Apart from his writings on antiques, Fleet edited a tribute book to Sophie Fedorovich and an odd little booklet on Henry James at Rye. He befriended Lady Diana Cooper and appears to have had a similar relationship with her as with Juliet Duff. When the latter died in 1964 , she left him money in her will, a testament to their long friendshio. Thereafter he went into a serious emotional depression. His end was sad and undignified. Less than sober, he fell down the stairs at the Gothic Box and died as a consequence.
It would be interesting to know if Simon Fleet and Arthur Jeffress’ paths crossed. They certainly had mutual friends (Nicky Haslam knew both – but then again he has met everybody) both feature in Truman Capote’s letters ( but as with Haslam, ditto). The artist John Piper had correspondence with both men, but these seem strictly of a business character. Even so, it seems hard to imagine that two such flamboyant characters, both avid collectors, did not bump into each other at least once.

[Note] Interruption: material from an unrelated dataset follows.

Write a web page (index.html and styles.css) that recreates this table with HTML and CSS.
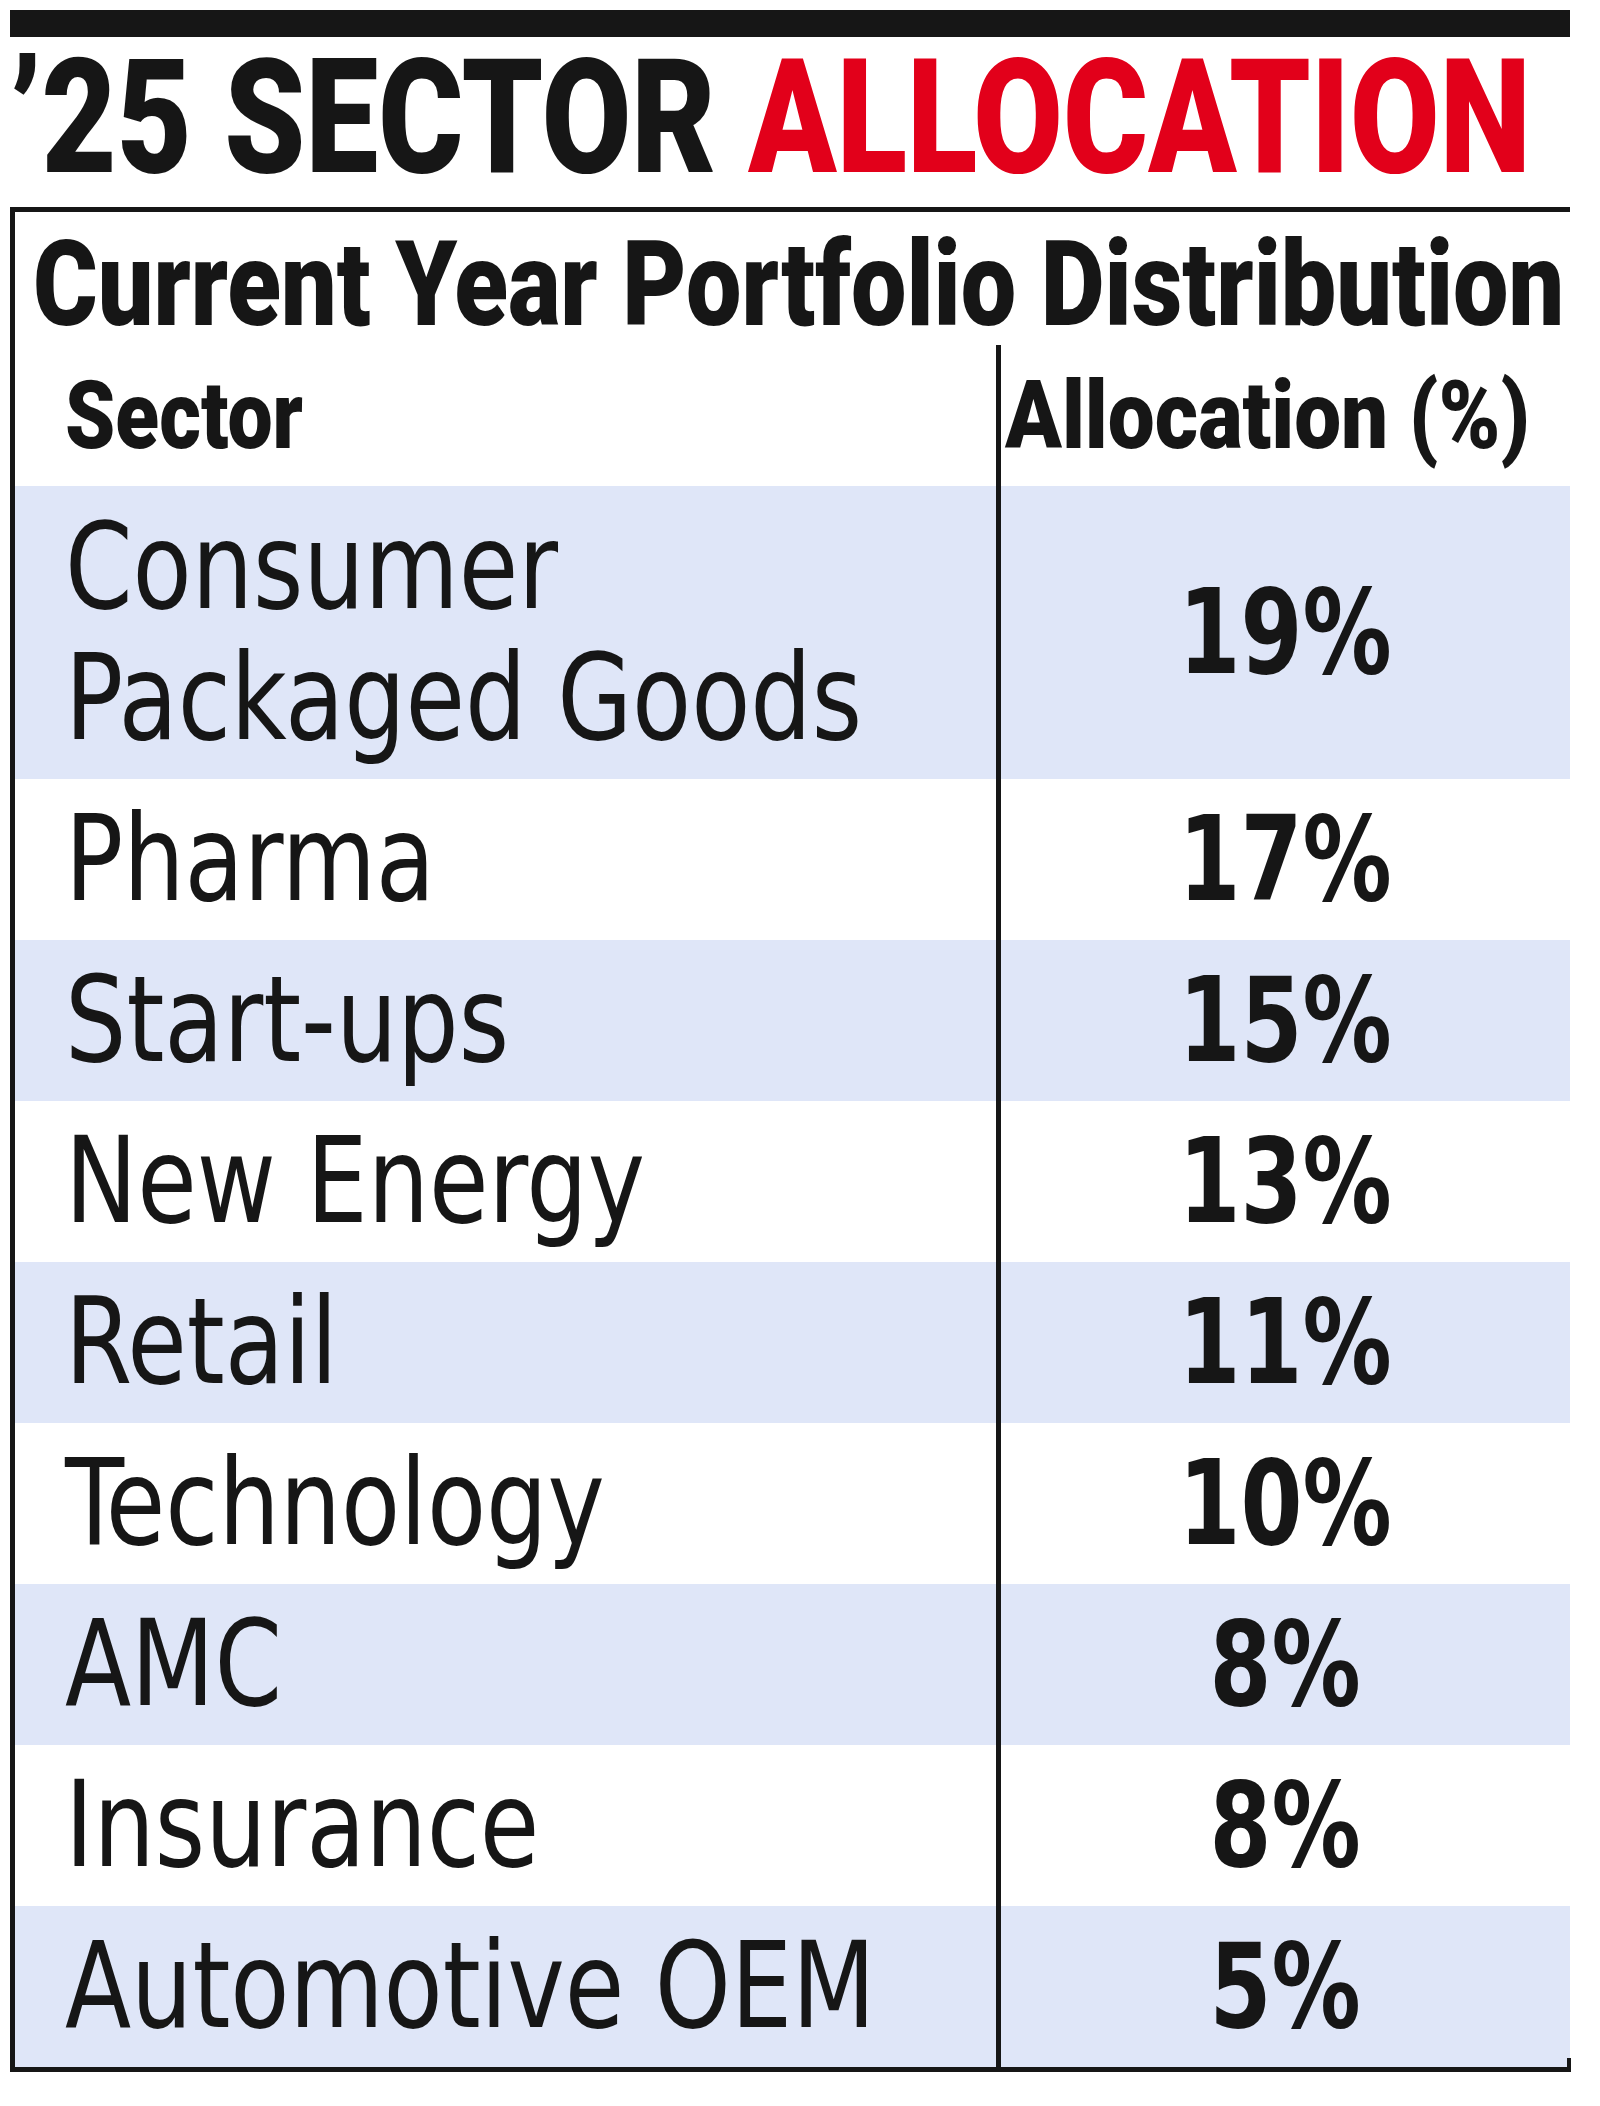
FILE: index.html
```html
<!DOCTYPE html>
<html lang="en">
<head>
<meta charset="utf-8">
<title>'25 Sector Allocation</title>
<link rel="stylesheet" href="styles.css">
</head>
<body>
<div class="page">
  <div class="topbar"></div>
  <h1 class="title"><span class="fit t1">’25 SECTOR <span class="red">ALLOCATION</span></span></h1>
  <div class="box">
    <h2 class="heading"><span class="fit t2">Current Year Portfolio Distribution</span></h2>
    <div class="table">
      <div class="row head">
        <div class="cell name"><span class="fit th1">Sector</span></div>
        <div class="cell pct"><span class="fit th2">Allocation (%)</span></div>
      </div>
      <div class="row band tall">
        <div class="cell name"><span class="fit sec">Consumer<br>Packaged Goods</span></div>
        <div class="cell pct"><span class="fit num">19%</span></div>
      </div>
      <div class="row">
        <div class="cell name"><span class="fit sec">Pharma</span></div>
        <div class="cell pct"><span class="fit num">17%</span></div>
      </div>
      <div class="row band">
        <div class="cell name"><span class="fit sec">Start-ups</span></div>
        <div class="cell pct"><span class="fit num">15%</span></div>
      </div>
      <div class="row">
        <div class="cell name"><span class="fit sec">New Energy</span></div>
        <div class="cell pct"><span class="fit num">13%</span></div>
      </div>
      <div class="row band">
        <div class="cell name"><span class="fit sec">Retail</span></div>
        <div class="cell pct"><span class="fit num">11%</span></div>
      </div>
      <div class="row">
        <div class="cell name"><span class="fit sec">Technology</span></div>
        <div class="cell pct"><span class="fit num">10%</span></div>
      </div>
      <div class="row band">
        <div class="cell name"><span class="fit sec">AMC</span></div>
        <div class="cell pct"><span class="fit num">8%</span></div>
      </div>
      <div class="row">
        <div class="cell name"><span class="fit sec">Insurance</span></div>
        <div class="cell pct"><span class="fit num">8%</span></div>
      </div>
      <div class="row band">
        <div class="cell name"><span class="fit sec">Automotive OEM</span></div>
        <div class="cell pct"><span class="fit num">5%</span></div>
      </div>
    </div>
  </div>
</div>
</body>
</html>
```

FILE: styles.css
```css
* { box-sizing: border-box; margin: 0; padding: 0; }
body { background: #fff; color: #161616; }

.page { width: 1600px; padding: 10px 30px 0 10px; }

.topbar { height: 27px; background: #161616; }

.fit { display: inline-block; white-space: nowrap; transform-origin: left center; }

/* Heavy condensed look: narrower font size, stretched vertically */
.title {
  font-family: Roboto, "Liberation Sans", sans-serif;
  font-weight: 900;
  font-size: 129.8px;
  line-height: 162px;
  height: 162px;
  white-space: nowrap;
  margin-bottom: 8px;
}
.t1 { transform: scale(1, 1.233); }
.red { color: #e2001a; }

.box {
  position: relative;
  border-top: 5px solid #161616;
  border-left: 5px solid #161616;
  border-bottom: 5px solid #161616;
}
.box::after {
  content: "";
  position: absolute;
  right: -1px;
  bottom: -5px;
  width: 4px;
  height: 14px;
  background: #161616;
}

.heading {
  font-family: Roboto, "Liberation Sans", sans-serif;
  font-weight: 900;
  font-size: 98.7px;
  line-height: 121px;
  height: 133px;
  padding: 12px 0 0 18px;
  white-space: nowrap;
}
.t2 { transform: scale(1, 1.195); }

.row { display: grid; grid-template-columns: 981px 1fr; height: 161px; }
.row.head { height: 141px; }
.row.tall { height: 293px; }
.band { background: #dfe6f8; }

.cell { display: flex; align-items: center; }
.cell.name { padding-left: 50px; }
.cell.pct { border-left: 5px solid #161616; justify-content: center; }
.head .cell.pct { justify-content: flex-start; padding-left: 4px; }

.th1, .th2 {
  font-family: Roboto, "Liberation Sans", sans-serif;
  font-weight: 900;
  line-height: 141px;
}
.th1 { font-size: 80.4px; transform: scale(1, 1.169); }
.th2 { font-size: 83.5px; transform: scale(1, 1.126); }

.sec {
  font-family: "DejaVu Sans", sans-serif;
  font-stretch: condensed;
  font-size: 119px;
  line-height: 131px;
  transform: scaleX(0.903);
}

.num {
  font-family: "DejaVu Sans", sans-serif;
  font-stretch: condensed;
  font-weight: 700;
  font-size: 118px;
  line-height: 131px;
  transform: scaleX(0.839);
  transform-origin: center center;
}
```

Sketches for the ballet by Sophie Fedorovich 1950 – donated to the V&A by Simon Fleet
One of the surprises for me since commencing this blog is the centrality of Ballet to any discussion of cultural life in C20th England. Starting with the impact of Diaghilev ( championed by both Juliet Duff and her mother), then the Ballet Rambert, through to the dancers and choreographers (Ashton, Tudor,Chappell) ,to the set and costume designers (Messel, Fedorovich,Burra) , the network that was created draws in a range of artists, Bright Young People, popular entertainers and West End socialites to an extent I had not begun to consider. I wish I knew more about the topic. A good starting point is Julie Kavanagh’s biography of Sir Frederick Ashton, Secret Muses but I feel the need to explore further – the reviews and critical writings of two of Simon Fleet’s friends Dickie Buckle (who gave the eulogy at his funeral) and Maude Lloyd (who danced in “To and Fro“) strike me as worth a look and I am going to hunt some of them down.